An assessment written by Jennifer Chang, senior vice president of sustainable finance credit at Moody’s Ratings, and Firas Saleh, director of North American flood modeling, assessed residential flood risk across the United States and found a large gap between insured and uninsured losses at the county level under different flood scenarios.
Moody’s ratings indicate that flood risk is becoming a growing credit concern for U.S. state and local governments due to more frequent and severe weather events, continued development in affected areas, and relatively low levels of insurance coverage.
Moody’s Ratings uses the Moody’s RMS US Inland Flood HD model to assess potential uninsured losses through 2050 under a 100-year flood scenario, a more severe 500-year event, and a 100-year flood scenario under a moderate discharge pathway.
The analysis assumes insurance coverage and flood protection remain unchanged, meaning the results reflect existing structural risks rather than expected realized losses.
It compares the replacement value of residential properties affected by flooding to the replacement value of residential properties covered by the National Flood Insurance Program, which covers river, surface water and coastal flooding, and identifies where uninsured risk is most concentrated.
Moody’s found an ongoing mismatch between expanding flood risks and insurance coverage. The potential loss to uninsured residences under a 100-year event is estimated to be approximately $375 billion, with an overall coverage gap of 65%.
While most counties in the United States are at some risk, most counties face relatively small potential uninsured losses of $150 million or less, with higher concentrations of more than $5 billion occurring primarily in Florida, Louisiana, South Carolina, and Texas. About 90% of counties have some degree of flood risk, but the scale of losses varies widely.
Moody’s estimates that in a 1-in-500-year scenario, uninsured losses could exceed $1 trillion, with coverage gaps exceeding 70% and high-loss counties expanding into 11 additional states beyond traditional coastal hotspots.
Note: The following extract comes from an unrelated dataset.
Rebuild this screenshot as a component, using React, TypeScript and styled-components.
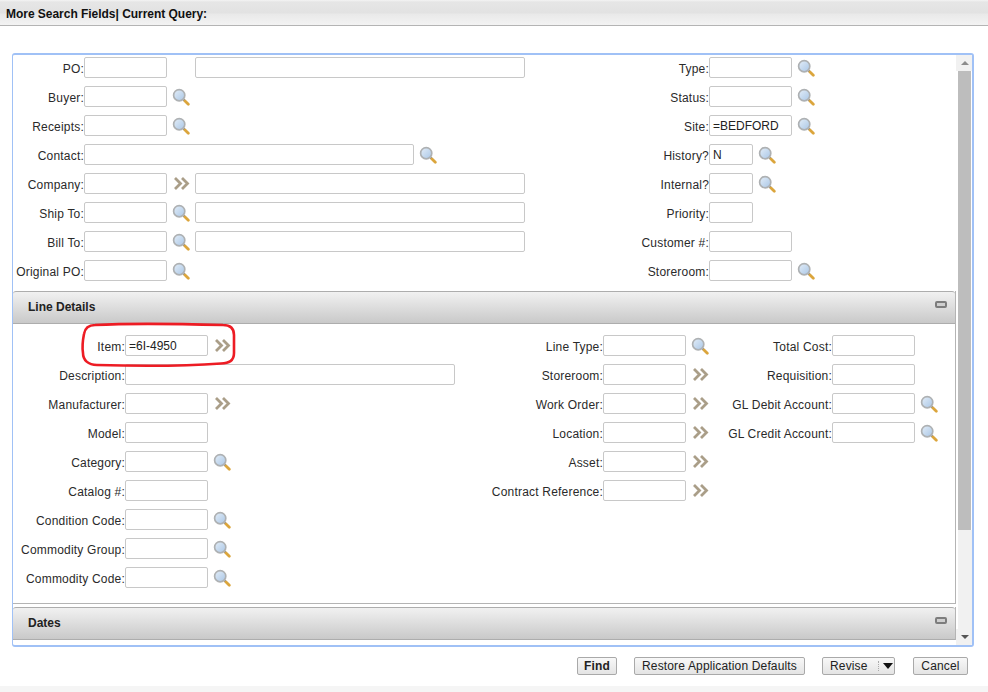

Under the 2050 medium emissions scenario, uninsured losses would increase by approximately 25% to approximately $472 billion, with high-risk exposures further expanding geographically to include New Jersey.
Moody’s also highlighted that severe rainfall events in recent years have shown that actual flooding may exceed historical expectations and cause uninsured losses even in areas that do not typically present high flood risk.
While coverage gap percentages indicate vulnerability, the report emphasizes that the fiscal impact ultimately depends on the sheer scale of losses and the ability of counties and states to absorb the shock through federal support, reserves, insurance spending and governance frameworks.
Overall, Moody’s Ratings concludes that flood risk is widespread but unevenly insured across the United States, leaving many local governments exposed to significant potential uninsured losses that could increase fiscal pressures unless addressed through increased insurance use or enhanced resilience investments.